It amazes me just how reliant we are on the road and on the car. Our vast network of roads and motorways enables all manner of business and social life to continue and to flourish. So the recent fire on the M1 is a reminder of just how much trouble can be caused when such an important motorway is damaged. A scrapyard fire, it seems, created so much heat and smoke, that even up to two days later, traffic is still being disrupted.
Not even the biggest, most resourceful breakdown assistance firm would be able to help its customers get out of this one. But the Highways Agency, and of course the emergency services –despite the very difficult conditions – seem to have done a tremendous job of getting traffic moving again.

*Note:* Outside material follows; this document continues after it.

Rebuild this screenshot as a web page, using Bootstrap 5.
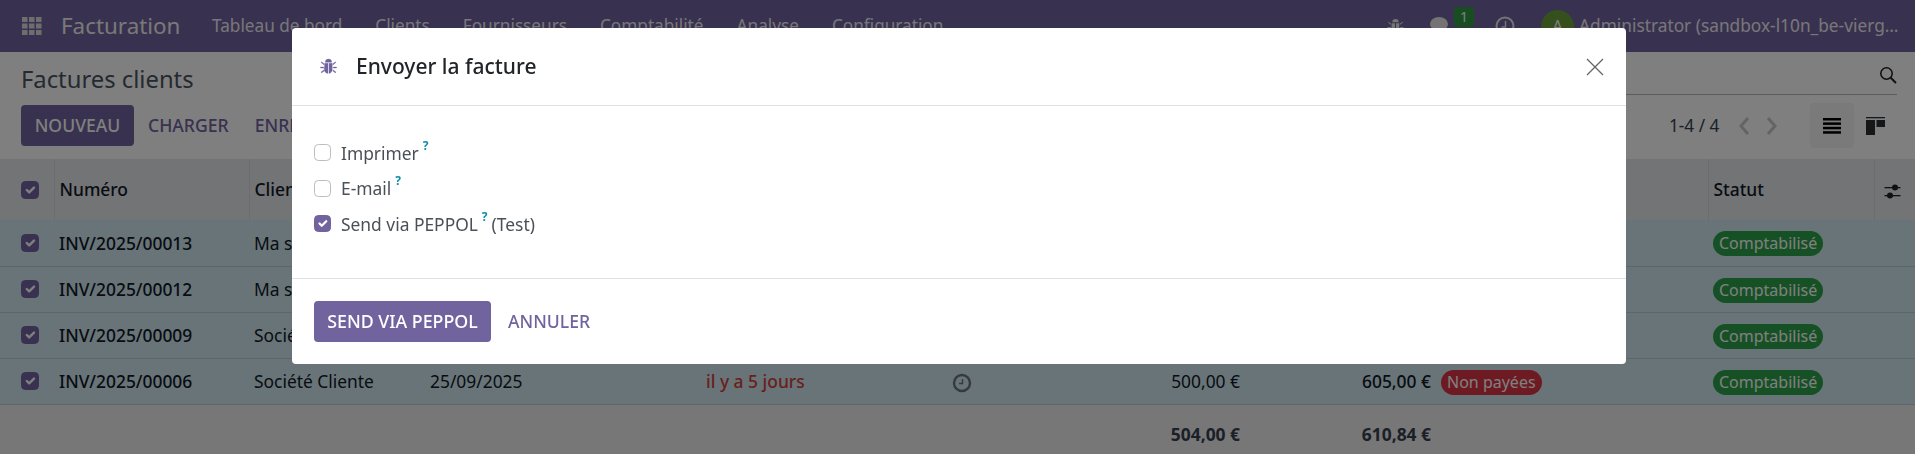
<!DOCTYPE html>
<html>
<head>
    <title>Factures clients - Facturation</title>
    <link href="https://cdn.jsdelivr.net/npm/bootstrap@5.3.0/dist/css/bootstrap.min.css" rel="stylesheet">
    <style>
        html, body { height: 100%; overflow: hidden; }
        body { font-family: "Noto Sans", "Liberation Sans", sans-serif; font-size: 17.4px; color: #374151; background: #fff; }

        /* top bar */
        .topbar { height: 52px; background: #71639e; color: #fff; padding: 0 16px 0 22px; }
        .apps-icon { width: 20px; height: 18px; fill: #ddd; }
        .brand-name { font-size: 22.4px; margin-left: 19px; width: 151px; color: #f2f2f2; }
        .top-menu { gap: 33px; color: #f0edf5; font-size: 17.2px; }
        .top-user { width: 320px; white-space: nowrap; overflow: hidden; text-overflow: ellipsis; font-size: 17.3px; margin-left: 5px; color: #f0edf5; }
        .avatar-a { width: 33px; height: 33px; border-radius: 50%; background: #6aa13a; margin-left: 26px; font-size: 16px; }
        .count-pill { position: absolute; top: 7px; left: 24px; width: 20px; height: 20px; background: #2f9a43; border-radius: 3px; font-size: 14px; text-align: center; line-height: 20px; }

        /* control panel */
        .ctrl-panel { height: 107px; padding: 0 18px 0 21px; background: #fff; }
        .title-line { height: 43px; }
        .page-title { font-size: 23.8px; line-height: 36px; color: #4b5563; padding-top: 9px; }
        .search-zone { width: 610px; height: 43px; border-bottom: 1px solid #b9b9b9; padding-top: 3px; }
        .btn-new { background: #71639e; color: #fff; font-weight: 500; font-size: 17.6px; height: 41px; width: 113px; border-radius: 4px; border: 0; padding: 0; }
        .btn-plain { color: #71639e; font-weight: 500; font-size: 17.6px; background: none; border: 0; padding: 0; }
        .btn-load { margin-left: 14px; }
        .btn-save { margin-left: 26px; }
        .view-active { width: 44px; height: 45px; background: #f5f5f5; border-radius: 4px; margin-left: 32px; }
        .pager-text { font-size: 17.2px; width: 69px; }
        .pager-next { margin-left: 16px; }
        .view-kanban { margin-left: 12px; margin-right: 12px; }

        /* list */
        .list-tbl { table-layout: fixed; width: 1915px; margin: 0; color: #111827; --bs-table-bg: transparent; }
        .list-tbl th, .list-tbl td { padding: 0 6px 0 5px; vertical-align: middle; border-color: #dadfe2; white-space: nowrap; }
        .list-tbl thead tr { height: 61px; background: #e7e9ed; }
        .list-tbl thead th { font-weight: 500; border-right: 1px solid #d8dadd; border-bottom: 0; }
        .list-tbl tbody tr { height: 46px; background: #d1e9ef; }
        .list-tbl tbody td { border-bottom: 1px solid #b8ced5; }
        .list-tbl tfoot tr { height: 50px; background: #eeeeee; }
        .list-tbl tfoot td { border: 0; font-weight: 700; color: #374151; padding-top: 9px; }
        .cell-inv { font-weight: 500; }
        .cell-total { font-weight: 500; }
        .list-check { width: 18px; height: 18px; margin: 0 0 0 16px; display: block; }
        .form-check-input { border-radius: 4px; border-color: #bdbdbd; }
        .form-check-input:checked { background-color: #71639e; border-color: #71639e; }
        .late-text { color: #d23f3a; font-weight: 500; }
        .pill-state { display: inline-block; border-radius: 13px; height: 25px; line-height: 25px; padding: 0 6px; color: #fff; font-size: 16px; }
        .pill-green { background: #2ca24a; }
        .pill-red { background: #dc3545; margin-left: -1px; }
        .opt-icon { margin-right: 3px; }

        /* dialog */
        .send-dialog { max-width: 1334px; width: 1334px; margin: 28px 0 0 292px; }
        .send-dialog .modal-content { border: 0; border-radius: 4px; }
        .send-dialog .modal-header { height: 78px; padding: 0 16px 0 28px; border-bottom: 1px solid #dee2e6; }
        .dlg-title { font-size: 21px; font-weight: 500; color: #212529; margin-left: 19px; }
        .bug-mark { stroke: #71639e; stroke-width: .3; }
        .send-dialog .modal-body { height: 172px; padding: 29px 22px 0; }
        .send-option { height: 35.6px; color: #495057; font-size: 17.4px; }
        .send-option .form-check-input { width: 17px; height: 17px; margin: 0 10px 0 0; }
        .help-mark { color: #0d8ca8; font-size: 12px; font-weight: 700; position: relative; top: -7px; margin-left: 4px; margin-right: 4px; }
        .send-dialog .modal-footer { height: 86px; padding: 0 22px; justify-content: flex-start; border-top: 1px solid #dee2e6; gap: 17px; }
        .send-dialog .modal-footer > * { margin: 0; }
        .btn-send { background: #71639e; color: #fff; font-weight: 500; font-size: 17.8px; width: 177px; height: 41px; padding: 0; border-radius: 4px; border: 0; }
        .btn-cancel { color: #71639e; font-weight: 500; font-size: 17.6px; background: none; border: 0; padding: 0; }
        .close-x { width: 18px; height: 18px; stroke: #666; stroke-width: 1.3; margin-right: 6px; }
        .chat-wrap { margin-left: 26px; width: 44px; height: 52px; }
        .chat-bubble { top: 16px; left: 0; }
        .clock-top { margin-left: 21px; }
    </style>
</head>
<body>
    <nav class="topbar d-flex align-items-center">
        <svg class="apps-icon" viewBox="0 0 20 18"><rect x="0" y="0" width="5.500" height="5"/><rect x="7" y="0" width="5.500" height="5"/><rect x="14" y="0" width="5.500" height="5"/><rect x="0" y="6.500" width="5.500" height="5"/><rect x="7" y="6.500" width="5.500" height="5"/><rect x="14" y="6.500" width="5.500" height="5"/><rect x="0" y="13" width="5.500" height="5"/><rect x="7" y="13" width="5.500" height="5"/><rect x="14" y="13" width="5.500" height="5"/></svg>
        <span class="brand-name">Facturation</span>
        <div class="top-menu d-flex">
            <span>Tableau de bord</span><span>Clients</span><span>Fournisseurs</span><span>Comptabilité</span><span>Analyse</span><span>Configuration</span>
        </div>
        <div class="d-flex align-items-center ms-auto">
            <svg width="17" height="17" viewBox="0 0 16 16" fill="#e8e8e8"><path d="M8 1a3 3 0 0 1 3 3H5a3 3 0 0 1 3-3zM4.500 5h3v9.500c-2-.2-3.500-1.500-3.500-4zM8.500 5h3v5.500c0 2.500-1.500 3.800-3 4zM1.500 3.500l2.700 2.200-.6.700L1 4.200zM14.500 3.500l.5.700-2.600 2.200-.6-.7zM.5 8.500h3v1h-3zM12.500 8.500h3v1h-3zM3.600 11.300l.5.800L1.500 14l-.5-.8zM12.400 11.300l2.600 1.900-.5.800-2.600-1.900z"/></svg>
            <div class="position-relative chat-wrap">
                <svg class="position-absolute chat-bubble" width="24" height="20" viewBox="0 0 24 20" fill="#e8e8e8"><ellipse cx="9" cy="8" rx="9" ry="7"/><path d="M3 12l-1 6 6-4z"/></svg>
                <span class="count-pill">1</span>
            </div>
            <svg class="clock-top" width="20" height="20" viewBox="0 0 20 20" fill="none" stroke="#e8e8e8" stroke-width="2"><circle cx="10" cy="10" r="8.500"/><path d="M10.500 5v6H6.500" stroke-width="1.500"/></svg>
            <span class="avatar-a d-flex align-items-center justify-content-center">A</span>
            <span class="top-user">Administrator (sandbox-l10n_be-vierge-client)</span>
        </div>
    </nav>

    <section class="ctrl-panel">
        <div class="title-line d-flex justify-content-between">
            <div class="page-title">Factures clients</div>
            <div class="search-zone d-flex justify-content-end align-items-center">
                <svg width="18" height="18" viewBox="0 0 18 18" fill="none" stroke="#222" stroke-width="1.600"><circle cx="7.500" cy="7.500" r="5.700"/><path d="M11.700 11.700l5.300 5.300" stroke-width="2"/></svg>
            </div>
        </div>
        <div class="d-flex align-items-center mt-2">
            <button class="btn-new">NOUVEAU</button>
            <button class="btn-plain btn-load">CHARGER</button>
            <button class="btn-plain btn-save">ENREGISTRER</button>
            <span class="pager-text ms-auto">1-4 / 4</span>
            <svg width="12" height="20" viewBox="0 0 12 20" fill="none" stroke="#c8c8c8" stroke-width="3"><path d="M10 2L3 10l7 8"/></svg>
            <svg class="pager-next" width="12" height="20" viewBox="0 0 12 20" fill="none" stroke="#c8c8c8" stroke-width="3"><path d="M2 2l7 8-7 8"/></svg>
            <span class="view-active d-flex align-items-center justify-content-center">
                <svg width="18" height="16" viewBox="0 0 18 16" fill="#000"><rect width="18" height="2.500"/><rect y="4.400" width="18" height="2.500"/><rect y="8.800" width="18" height="2.500"/><rect y="13.200" width="18" height="2.500"/></svg>
            </span>
            <svg class="view-kanban" width="19" height="18" viewBox="0 0 19 18" fill="#2b2f33"><rect width="19" height="1.300"/><rect y="3" width="9" height="15"/><rect x="10.500" y="3" width="8.500" height="7"/></svg>
        </div>
    </section>

    <table class="table list-tbl">
        <colgroup>
            <col style="width:54px"><col style="width:195px"><col style="width:176px"><col style="width:276px"><col style="width:229px"><col style="width:64px"><col style="width:252px"><col style="width:191px"><col style="width:271px"><col style="width:166px"><col style="width:41px">
        </colgroup>
        <thead>
            <tr>
                <th><input class="form-check-input list-check" type="checkbox" checked></th>
                <th>Numéro</th><th>Client</th><th>Date</th><th>Échéance</th><th></th><th class="text-end">Montant</th><th class="text-end">Total</th><th>Paiement</th><th>Statut</th>
                <th class="text-center">
                    <svg class="opt-icon" width="17" height="16" viewBox="0 0 16 16" fill="#222"><rect y="3" width="16" height="1.300"/><circle cx="10.500" cy="3.500" r="3"/><rect y="11" width="16" height="1.300"/><circle cx="5.500" cy="11.500" r="3"/></svg>
                </th>
            </tr>
        </thead>
        <tbody>
            <tr>
                <td><input class="form-check-input list-check" type="checkbox" checked></td>
                <td class="cell-inv">INV/2025/00013</td><td>Ma société</td><td></td><td></td><td></td><td></td><td></td><td></td>
                <td><span class="pill-state pill-green">Comptabilisé</span></td><td></td>
            </tr>
            <tr>
                <td><input class="form-check-input list-check" type="checkbox" checked></td>
                <td class="cell-inv">INV/2025/00012</td><td>Ma société</td><td></td><td></td><td></td><td></td><td></td><td></td>
                <td><span class="pill-state pill-green">Comptabilisé</span></td><td></td>
            </tr>
            <tr>
                <td><input class="form-check-input list-check" type="checkbox" checked></td>
                <td class="cell-inv">INV/2025/00009</td><td>Société Cliente</td><td></td><td></td><td></td><td></td><td></td><td></td>
                <td><span class="pill-state pill-green">Comptabilisé</span></td><td></td>
            </tr>
            <tr>
                <td><input class="form-check-input list-check" type="checkbox" checked></td>
                <td class="cell-inv">INV/2025/00006</td><td>Société Cliente</td><td>25/09/2025</td><td class="late-text">il y a 5 jours</td>
                <td class="text-center"><svg width="20" height="20" viewBox="0 0 20 20" fill="none" stroke="#6b7280" stroke-width="2.400"><circle cx="10" cy="10" r="8"/><path d="M10.500 6v4.500H7" stroke-width="1.400"/></svg></td>
                <td class="text-end">500,00 €</td><td class="text-end cell-total">605,00 €</td>
                <td><span class="pill-state pill-red">Non payées</span></td>
                <td><span class="pill-state pill-green">Comptabilisé</span></td><td></td>
            </tr>
        </tbody>
        <tfoot>
            <tr>
                <td></td><td></td><td></td><td></td><td></td><td></td><td class="text-end">504,00 €</td><td class="text-end">610,84 €</td><td></td><td></td><td></td>
            </tr>
        </tfoot>
    </table>

    <div class="modal-backdrop show"></div>
    <div class="modal d-block">
        <div class="modal-dialog send-dialog">
            <div class="modal-content">
                <div class="modal-header">
                    <svg class="bug-mark" width="17" height="17" viewBox="0 0 16 16" fill="#71639e"><path d="M8 1a3 3 0 0 1 3 3H5a3 3 0 0 1 3-3zM4.500 5h3v9.500c-2-.2-3.500-1.500-3.500-4zM8.500 5h3v5.500c0 2.500-1.500 3.800-3 4zM1.500 3.500l2.700 2.200-.6.700L1 4.200zM14.500 3.500l.5.700-2.600 2.200-.6-.7zM.5 8.500h3v1h-3zM12.500 8.500h3v1h-3zM3.600 11.300l.5.800L1.500 14l-.5-.8zM12.400 11.300l2.600 1.900-.5.800-2.600-1.900z"/></svg>
                    <h5 class="dlg-title mb-0">Envoyer la facture</h5>
                    <svg class="close-x ms-auto" viewBox="0 0 18 18" fill="none"><path d="M1 1l16 16M17 1L1 17"/></svg>
                </div>
                <div class="modal-body">
                    <div class="send-option d-flex align-items-center"><input class="form-check-input" type="checkbox"><span>Imprimer</span><sup class="help-mark">?</sup></div>
                    <div class="send-option d-flex align-items-center"><input class="form-check-input" type="checkbox"><span>E-mail</span><sup class="help-mark">?</sup></div>
                    <div class="send-option d-flex align-items-center"><input class="form-check-input" type="checkbox" checked><span>Send via PEPPOL</span><sup class="help-mark">?</sup><span>(Test)</span></div>
                </div>
                <div class="modal-footer">
                    <button class="btn-send">SEND VIA PEPPOL</button>
                    <button class="btn-cancel">ANNULER</button>
                </div>
            </div>
        </div>
    </div>

    <script src="https://cdn.jsdelivr.net/npm/bootstrap@5.3.0/dist/js/bootstrap.bundle.min.js"></script>
</body>
</html>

One particular concern surrounded one of the bridges over the motorway, which, despite it having been made of pre-stressed concrete, had its structural integrity badly damaged. There are already big questions being asked about how such intense heat was caused by a scrapyard fire – an event that does not normally generate enough heat to damage a bridge in this way.
But as the Easter weekend approaches, the authorities seem to have got the whole situation in hand – with a little assistance from some of the biggest jacks I’ve ever seen to keep the bridge from collapsing – and the holiday looks set to be unaffected.
Despite it being 2011, the massive shut down of the M1 demonstrates just how easy it is to stop the flow of traffic and people in some parts of the country. And until someone invents a teleportation device, the risk of such events happening is something we are just going to have to live with.